▶ Data lines

# # #

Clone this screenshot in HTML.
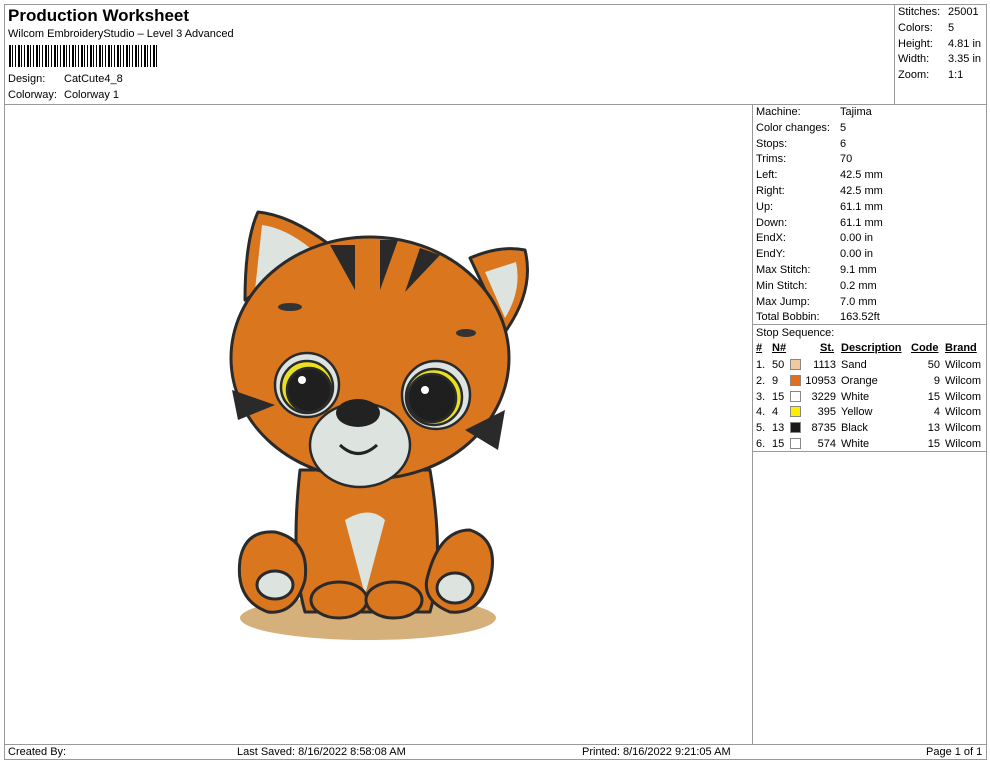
<!DOCTYPE html>
<html><head><meta charset="utf-8"><style>
body{margin:0;width:990px;height:762px;background:#fff;font-family:"Liberation Sans",Arial,sans-serif;font-size:11px;color:#000;position:relative;overflow:hidden}
.a{position:absolute;white-space:nowrap}
.l{position:absolute;background:#999}
</style></head><body>
<div class="l" style="left:4px;top:4px;width:982px;height:1px"></div>
<div class="l" style="left:4px;top:4px;width:1px;height:756px"></div>
<div class="l" style="left:986px;top:4px;width:1px;height:756px"></div>
<div class="l" style="left:4px;top:104px;width:982px;height:1px"></div>
<div class="l" style="left:894px;top:4px;width:1px;height:100px"></div>
<div class="l" style="left:752px;top:104px;width:1px;height:640px"></div>
<div class="l" style="left:752px;top:324px;width:234px;height:1px"></div>
<div class="l" style="left:752px;top:451px;width:234px;height:1px"></div>
<div class="l" style="left:4px;top:744px;width:982px;height:1px"></div>
<div class="l" style="left:4px;top:759px;width:982px;height:1px"></div>

<div class="a" style="left:8px;top:6px;font-size:17px;font-weight:bold">Production Worksheet</div>
<div class="a" style="left:8px;top:28px">Wilcom EmbroideryStudio – Level 3 Advanced</div>
<div class="a" style="left:9px;top:45px;width:148px;height:22px;background:repeating-linear-gradient(90deg,#000 0 2px,#fff 2px 3px,#000 3px 4px,#fff 4px 6px,#000 6px 7px,#fff 7px 9px)"></div>
<div class="a" style="left:8px;top:73px">Design:</div><div class="a" style="left:64px;top:73px">CatCute4_8</div>
<div class="a" style="left:8px;top:89px">Colorway:</div><div class="a" style="left:64px;top:89px">Colorway 1</div>

<div class="a" style="left:898px;top:5px;line-height:15.8px">Stitches:<br>Colors:<br>Height:<br>Width:<br>Zoom:</div>
<div class="a" style="left:948px;top:5px;line-height:15.8px">25001<br>5<br>4.81 in<br>3.35 in<br>1:1</div>

<div class="a" style="left:756px;top:105px;line-height:15.8px">Machine:<br>Color changes:<br>Stops:<br>Trims:<br>Left:<br>Right:<br>Up:<br>Down:<br>EndX:<br>EndY:<br>Max Stitch:<br>Min Stitch:<br>Max Jump:<br>Total Bobbin:<br>Stop Sequence:</div>
<div class="a" style="left:840px;top:105px;line-height:15.8px">Tajima<br>5<br>6<br>70<br>42.5 mm<br>42.5 mm<br>61.1 mm<br>61.1 mm<br>0.00 in<br>0.00 in<br>9.1 mm<br>0.2 mm<br>7.0 mm<br>163.52ft</div>

<div class="a" style="left:756px;top:342px;font-weight:bold;text-decoration:underline">#</div>
<div class="a" style="left:772px;top:342px;font-weight:bold;text-decoration:underline">N#</div>
<div class="a" style="left:820px;top:342px;font-weight:bold;text-decoration:underline">St.</div>
<div class="a" style="left:841px;top:342px;font-weight:bold;text-decoration:underline">Description</div>
<div class="a" style="left:911px;top:342px;font-weight:bold;text-decoration:underline">Code</div>
<div class="a" style="left:945px;top:342px;font-weight:bold;text-decoration:underline">Brand</div>
<div class="a" style="left:756px;top:358px;line-height:15.8px">1.<br>2.<br>3.<br>4.<br>5.<br>6.</div>
<div class="a" style="left:772px;top:358px;line-height:15.8px">50<br>9<br>15<br>4<br>13<br>15</div>
<div class="a" style="left:790px;top:359px;width:9px;height:9px;border:1px solid #888;background:#f2c8a0"></div>
<div class="a" style="left:790px;top:375px;width:9px;height:9px;border:1px solid #888;background:#e07020"></div>
<div class="a" style="left:790px;top:391px;width:9px;height:9px;border:1px solid #888;background:#fff"></div>
<div class="a" style="left:790px;top:406px;width:9px;height:9px;border:1px solid #888;background:#ffee00"></div>
<div class="a" style="left:790px;top:422px;width:9px;height:9px;border:1px solid #888;background:#1a1a1a"></div>
<div class="a" style="left:790px;top:438px;width:9px;height:9px;border:1px solid #888;background:#fff"></div>
<div class="a" style="left:800px;top:358px;width:36px;text-align:right;line-height:15.8px">1113<br>10953<br>3229<br>395<br>8735<br>574</div>
<div class="a" style="left:841px;top:358px;line-height:15.8px">Sand<br>Orange<br>White<br>Yellow<br>Black<br>White</div>
<div class="a" style="left:900px;top:358px;width:40px;text-align:right;line-height:15.8px">50<br>9<br>15<br>4<br>13<br>15</div>
<div class="a" style="left:945px;top:358px;line-height:15.8px">Wilcom<br>Wilcom<br>Wilcom<br>Wilcom<br>Wilcom<br>Wilcom</div>

<div class="a" style="left:8px;top:746px">Created By:</div>
<div class="a" style="left:237px;top:746px">Last Saved: 8/16/2022 8:58:08 AM</div>
<div class="a" style="left:582px;top:746px">Printed: 8/16/2022 9:21:05 AM</div>
<div class="a" style="left:926px;top:746px">Page 1 of 1</div>

<svg class="a" style="left:0;top:0" width="990" height="762" viewBox="0 0 990 762">
<g stroke="#2a2a2a" stroke-width="3" stroke-linejoin="round">
<ellipse cx="368" cy="618" rx="128" ry="22" fill="#d6b07a" stroke="none"/>
<path d="M245 300 Q245 240 258 212 Q290 215 330 245 Z" fill="#d9761e"/>
<path d="M255 290 L262 225 Q285 228 310 248 Z" fill="#dde4e0" stroke="none"/>
<path d="M470 258 Q500 245 525 250 Q535 290 505 332 Z" fill="#d9761e"/>
<path d="M485 272 L516 262 Q522 290 505 318 Z" fill="#dde4e0" stroke="none"/>
<path d="M300 470 Q290 560 305 612 L430 612 Q445 560 430 470 Z" fill="#d9761e"/>
<path d="M345 520 Q370 505 385 520 L365 595 Z" fill="#dde4e0" stroke="none"/>
<ellipse cx="339" cy="600" rx="28" ry="18" fill="#d9761e"/>
<ellipse cx="394" cy="600" rx="28" ry="18" fill="#d9761e"/>
<path d="M240 560 Q245 530 275 532 Q310 540 305 580 Q295 615 268 612 Q235 600 240 560 Z" fill="#d9761e"/>
<ellipse cx="275" cy="585" rx="18" ry="14" fill="#dde4e0"/>
<path d="M428 575 Q440 530 470 530 Q500 540 490 580 Q480 615 450 612 Q420 600 428 575 Z" fill="#d9761e"/>
<ellipse cx="455" cy="588" rx="18" ry="15" fill="#dde4e0"/>
<ellipse cx="370" cy="358" rx="139" ry="121" fill="#d9761e"/>
</g>
<path d="M330 245 L355 245 L355 290 Z M380 240 L398 240 L380 290 Z M420 248 L440 255 L405 292 Z" fill="#2a2a2a"/>
<path d="M232 390 L275 405 L238 420 Z M505 410 L465 430 L498 450 Z" fill="#2a2a2a"/>
<g stroke="#2a2a2a" stroke-width="2.5">
<circle cx="307" cy="385" r="32" fill="#dde4e0"/>
<circle cx="307" cy="387" r="26" fill="#e8e020"/>
<circle cx="309" cy="390" r="22" fill="#1f1f1f"/>
<circle cx="436" cy="395" r="34" fill="#dde4e0"/>
<circle cx="434" cy="397" r="28" fill="#e8e020"/>
<circle cx="432" cy="398" r="24" fill="#1f1f1f"/>
<ellipse cx="360" cy="445" rx="50" ry="42" fill="#dde4e0"/>
</g>
<circle cx="302" cy="380" r="4" fill="#fff"/><circle cx="425" cy="390" r="4" fill="#fff"/>
<ellipse cx="358" cy="413" rx="22" ry="14" fill="#222"/>
<path d="M340 445 Q358 462 377 445" stroke="#222" stroke-width="3" fill="none"/>
<ellipse cx="290" cy="307" rx="12" ry="4" fill="#333"/><ellipse cx="466" cy="333" rx="10" ry="4" fill="#333"/>
</svg>
</body></html>
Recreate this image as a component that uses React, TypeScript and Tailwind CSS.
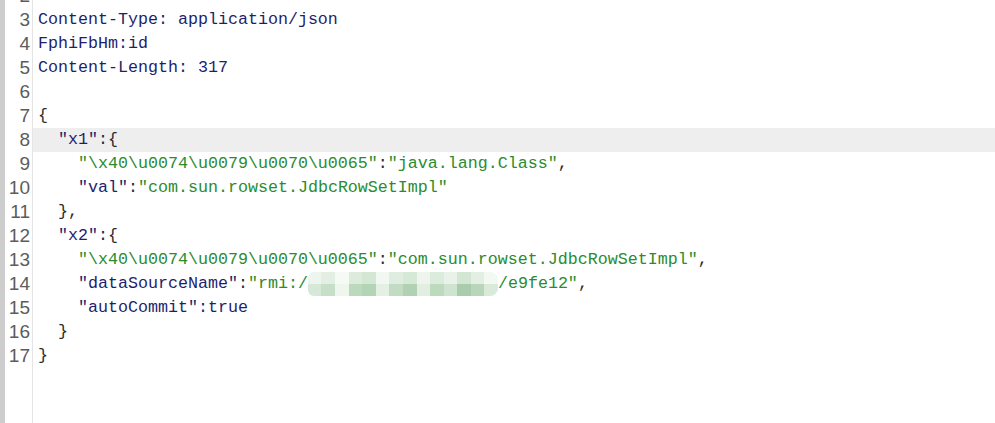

# # #

Show every line where the string "this" appears.

▶ Reply to the exercise
Clone this screenshot in HTML.
Recreate this image as a component that uses React, TypeScript and Tailwind CSS.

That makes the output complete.